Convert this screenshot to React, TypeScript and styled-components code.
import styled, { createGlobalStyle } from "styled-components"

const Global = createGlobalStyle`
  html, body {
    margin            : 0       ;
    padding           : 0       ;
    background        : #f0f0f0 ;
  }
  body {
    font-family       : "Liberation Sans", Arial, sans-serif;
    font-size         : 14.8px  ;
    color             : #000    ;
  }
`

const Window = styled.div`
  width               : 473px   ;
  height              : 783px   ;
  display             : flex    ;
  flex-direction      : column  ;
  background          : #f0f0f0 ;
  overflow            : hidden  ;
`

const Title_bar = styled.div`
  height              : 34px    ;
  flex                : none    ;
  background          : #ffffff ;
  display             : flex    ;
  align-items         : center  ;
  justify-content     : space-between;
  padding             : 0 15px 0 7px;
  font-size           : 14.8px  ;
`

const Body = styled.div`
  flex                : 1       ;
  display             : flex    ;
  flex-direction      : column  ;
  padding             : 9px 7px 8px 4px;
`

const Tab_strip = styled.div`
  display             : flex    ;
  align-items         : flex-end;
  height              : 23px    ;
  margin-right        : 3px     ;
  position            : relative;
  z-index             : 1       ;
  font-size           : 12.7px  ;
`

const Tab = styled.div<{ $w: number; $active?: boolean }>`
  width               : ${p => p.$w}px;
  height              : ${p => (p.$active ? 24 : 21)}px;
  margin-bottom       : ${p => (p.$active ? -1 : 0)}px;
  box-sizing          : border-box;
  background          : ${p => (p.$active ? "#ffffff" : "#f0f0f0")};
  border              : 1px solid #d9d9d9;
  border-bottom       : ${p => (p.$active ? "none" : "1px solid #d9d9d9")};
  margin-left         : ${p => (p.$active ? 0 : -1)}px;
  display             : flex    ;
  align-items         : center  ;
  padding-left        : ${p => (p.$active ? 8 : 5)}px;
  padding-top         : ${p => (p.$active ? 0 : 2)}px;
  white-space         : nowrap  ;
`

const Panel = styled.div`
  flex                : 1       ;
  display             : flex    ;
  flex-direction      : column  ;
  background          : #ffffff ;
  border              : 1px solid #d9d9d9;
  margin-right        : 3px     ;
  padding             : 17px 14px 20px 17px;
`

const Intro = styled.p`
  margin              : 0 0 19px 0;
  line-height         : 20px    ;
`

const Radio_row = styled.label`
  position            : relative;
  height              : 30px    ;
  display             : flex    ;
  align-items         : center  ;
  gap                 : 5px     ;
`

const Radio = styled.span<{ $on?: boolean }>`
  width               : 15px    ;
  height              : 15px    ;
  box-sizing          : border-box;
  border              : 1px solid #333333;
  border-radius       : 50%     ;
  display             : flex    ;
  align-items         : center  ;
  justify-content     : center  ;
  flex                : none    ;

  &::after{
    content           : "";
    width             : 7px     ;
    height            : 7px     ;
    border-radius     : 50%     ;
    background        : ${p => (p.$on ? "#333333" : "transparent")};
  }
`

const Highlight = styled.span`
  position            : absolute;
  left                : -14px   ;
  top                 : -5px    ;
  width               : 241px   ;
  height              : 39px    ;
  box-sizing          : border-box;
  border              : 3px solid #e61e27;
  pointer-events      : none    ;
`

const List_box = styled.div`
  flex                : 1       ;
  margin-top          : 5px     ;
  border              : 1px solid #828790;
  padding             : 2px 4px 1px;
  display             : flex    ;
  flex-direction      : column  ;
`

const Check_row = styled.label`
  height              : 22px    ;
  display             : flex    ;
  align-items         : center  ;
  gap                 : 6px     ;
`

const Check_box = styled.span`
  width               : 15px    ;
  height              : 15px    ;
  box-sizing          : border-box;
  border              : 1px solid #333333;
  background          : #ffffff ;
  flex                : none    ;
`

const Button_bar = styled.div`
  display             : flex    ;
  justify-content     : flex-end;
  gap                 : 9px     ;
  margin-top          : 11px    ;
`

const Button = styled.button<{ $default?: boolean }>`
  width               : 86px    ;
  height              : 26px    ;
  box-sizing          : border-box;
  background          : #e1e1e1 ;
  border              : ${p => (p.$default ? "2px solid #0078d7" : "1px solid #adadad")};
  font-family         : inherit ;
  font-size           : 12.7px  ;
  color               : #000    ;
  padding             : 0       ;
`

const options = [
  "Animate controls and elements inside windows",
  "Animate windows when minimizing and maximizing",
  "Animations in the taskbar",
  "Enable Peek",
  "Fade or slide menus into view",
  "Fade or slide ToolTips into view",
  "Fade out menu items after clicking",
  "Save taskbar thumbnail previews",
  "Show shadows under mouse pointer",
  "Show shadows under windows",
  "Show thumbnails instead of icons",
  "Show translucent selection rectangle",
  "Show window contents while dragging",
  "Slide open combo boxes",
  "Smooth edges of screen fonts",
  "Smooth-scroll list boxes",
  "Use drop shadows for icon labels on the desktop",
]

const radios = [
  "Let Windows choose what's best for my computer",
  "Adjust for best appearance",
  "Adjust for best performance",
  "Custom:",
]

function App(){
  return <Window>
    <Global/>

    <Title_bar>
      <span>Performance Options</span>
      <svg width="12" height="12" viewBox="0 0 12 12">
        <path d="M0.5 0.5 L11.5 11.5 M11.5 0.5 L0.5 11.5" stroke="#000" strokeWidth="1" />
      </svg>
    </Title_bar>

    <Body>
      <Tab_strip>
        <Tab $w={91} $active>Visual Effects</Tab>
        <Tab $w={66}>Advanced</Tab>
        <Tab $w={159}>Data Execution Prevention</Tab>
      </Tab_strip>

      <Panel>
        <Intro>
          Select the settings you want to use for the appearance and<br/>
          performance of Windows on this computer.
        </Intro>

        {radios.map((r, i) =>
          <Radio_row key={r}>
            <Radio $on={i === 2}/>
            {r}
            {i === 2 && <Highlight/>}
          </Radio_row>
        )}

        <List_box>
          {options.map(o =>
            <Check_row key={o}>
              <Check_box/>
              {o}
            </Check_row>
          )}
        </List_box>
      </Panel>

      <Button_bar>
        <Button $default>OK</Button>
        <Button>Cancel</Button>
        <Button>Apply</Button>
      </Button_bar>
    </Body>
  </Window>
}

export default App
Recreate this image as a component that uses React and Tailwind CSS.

Work to complete: Go through the records above and retype each one exactly.

Final result:
Convert this screenshot to React, TypeScript and styled-components code.
import styled, { createGlobalStyle } from "styled-components"

const Global = createGlobalStyle`
  html, body {
    margin            : 0       ;
    padding           : 0       ;
    background        : #f0f0f0 ;
  }
  body {
    font-family       : "Liberation Sans", Arial, sans-serif;
    font-size         : 14.8px  ;
    color             : #000    ;
  }
`

const Window = styled.div`
  width               : 473px   ;
  height              : 783px   ;
  display             : flex    ;
  flex-direction      : column  ;
  background          : #f0f0f0 ;
  overflow            : hidden  ;
`

const Title_bar = styled.div`
  height              : 34px    ;
  flex                : none    ;
  background          : #ffffff ;
  display             : flex    ;
  align-items         : center  ;
  justify-content     : space-between;
  padding             : 0 15px 0 7px;
  font-size           : 14.8px  ;
`

const Body = styled.div`
  flex                : 1       ;
  display             : flex    ;
  flex-direction      : column  ;
  padding             : 9px 7px 8px 4px;
`

const Tab_strip = styled.div`
  display             : flex    ;
  align-items         : flex-end;
  height              : 23px    ;
  margin-right        : 3px     ;
  position            : relative;
  z-index             : 1       ;
  font-size           : 12.7px  ;
`

const Tab = styled.div<{ $w: number; $active?: boolean }>`
  width               : ${p => p.$w}px;
  height              : ${p => (p.$active ? 24 : 21)}px;
  margin-bottom       : ${p => (p.$active ? -1 : 0)}px;
  box-sizing          : border-box;
  background          : ${p => (p.$active ? "#ffffff" : "#f0f0f0")};
  border              : 1px solid #d9d9d9;
  border-bottom       : ${p => (p.$active ? "none" : "1px solid #d9d9d9")};
  margin-left         : ${p => (p.$active ? 0 : -1)}px;
  display             : flex    ;
  align-items         : center  ;
  padding-left        : ${p => (p.$active ? 8 : 5)}px;
  padding-top         : ${p => (p.$active ? 0 : 2)}px;
  white-space         : nowrap  ;
`

const Panel = styled.div`
  flex                : 1       ;
  display             : flex    ;
  flex-direction      : column  ;
  background          : #ffffff ;
  border              : 1px solid #d9d9d9;
  margin-right        : 3px     ;
  padding             : 17px 14px 20px 17px;
`

const Intro = styled.p`
  margin              : 0 0 19px 0;
  line-height         : 20px    ;
`

const Radio_row = styled.label`
  position            : relative;
  height              : 30px    ;
  display             : flex    ;
  align-items         : center  ;
  gap                 : 5px     ;
`

const Radio = styled.span<{ $on?: boolean }>`
  width               : 15px    ;
  height              : 15px    ;
  box-sizing          : border-box;
  border              : 1px solid #333333;
  border-radius       : 50%     ;
  display             : flex    ;
  align-items         : center  ;
  justify-content     : center  ;
  flex                : none    ;

  &::after{
    content           : "";
    width             : 7px     ;
    height            : 7px     ;
    border-radius     : 50%     ;
    background        : ${p => (p.$on ? "#333333" : "transparent")};
  }
`

const Highlight = styled.span`
  position            : absolute;
  left                : -14px   ;
  top                 : -5px    ;
  width               : 241px   ;
  height              : 39px    ;
  box-sizing          : border-box;
  border              : 3px solid #e61e27;
  pointer-events      : none    ;
`

const List_box = styled.div`
  flex                : 1       ;
  margin-top          : 5px     ;
  border              : 1px solid #828790;
  padding             : 2px 4px 1px;
  display             : flex    ;
  flex-direction      : column  ;
`

const Check_row = styled.label`
  height              : 22px    ;
  display             : flex    ;
  align-items         : center  ;
  gap                 : 6px     ;
`

const Check_box = styled.span`
  width               : 15px    ;
  height              : 15px    ;
  box-sizing          : border-box;
  border              : 1px solid #333333;
  background          : #ffffff ;
  flex                : none    ;
`

const Button_bar = styled.div`
  display             : flex    ;
  justify-content     : flex-end;
  gap                 : 9px     ;
  margin-top          : 11px    ;
`

const Button = styled.button<{ $default?: boolean }>`
  width               : 86px    ;
  height              : 26px    ;
  box-sizing          : border-box;
  background          : #e1e1e1 ;
  border              : ${p => (p.$default ? "2px solid #0078d7" : "1px solid #adadad")};
  font-family         : inherit ;
  font-size           : 12.7px  ;
  color               : #000    ;
  padding             : 0       ;
`

const options = [
  "Animate controls and elements inside windows",
  "Animate windows when minimizing and maximizing",
  "Animations in the taskbar",
  "Enable Peek",
  "Fade or slide menus into view",
  "Fade or slide ToolTips into view",
  "Fade out menu items after clicking",
  "Save taskbar thumbnail previews",
  "Show shadows under mouse pointer",
  "Show shadows under windows",
  "Show thumbnails instead of icons",
  "Show translucent selection rectangle",
  "Show window contents while dragging",
  "Slide open combo boxes",
  "Smooth edges of screen fonts",
  "Smooth-scroll list boxes",
  "Use drop shadows for icon labels on the desktop",
]

const radios = [
  "Let Windows choose what's best for my computer",
  "Adjust for best appearance",
  "Adjust for best performance",
  "Custom:",
]

function App(){
  return <Window>
    <Global/>

    <Title_bar>
      <span>Performance Options</span>
      <svg width="12" height="12" viewBox="0 0 12 12">
        <path d="M0.5 0.5 L11.5 11.5 M11.5 0.5 L0.5 11.5" stroke="#000" strokeWidth="1" />
      </svg>
    </Title_bar>

    <Body>
      <Tab_strip>
        <Tab $w={91} $active>Visual Effects</Tab>
        <Tab $w={66}>Advanced</Tab>
        <Tab $w={159}>Data Execution Prevention</Tab>
      </Tab_strip>

      <Panel>
        <Intro>
          Select the settings you want to use for the appearance and<br/>
          performance of Windows on this computer.
        </Intro>

        {radios.map((r, i) =>
          <Radio_row key={r}>
            <Radio $on={i === 2}/>
            {r}
            {i === 2 && <Highlight/>}
          </Radio_row>
        )}

        <List_box>
          {options.map(o =>
            <Check_row key={o}>
              <Check_box/>
              {o}
            </Check_row>
          )}
        </List_box>
      </Panel>

      <Button_bar>
        <Button $default>OK</Button>
        <Button>Cancel</Button>
        <Button>Apply</Button>
      </Button_bar>
    </Body>
  </Window>
}

export default App
Recreate this image as a component that uses React and Tailwind CSS.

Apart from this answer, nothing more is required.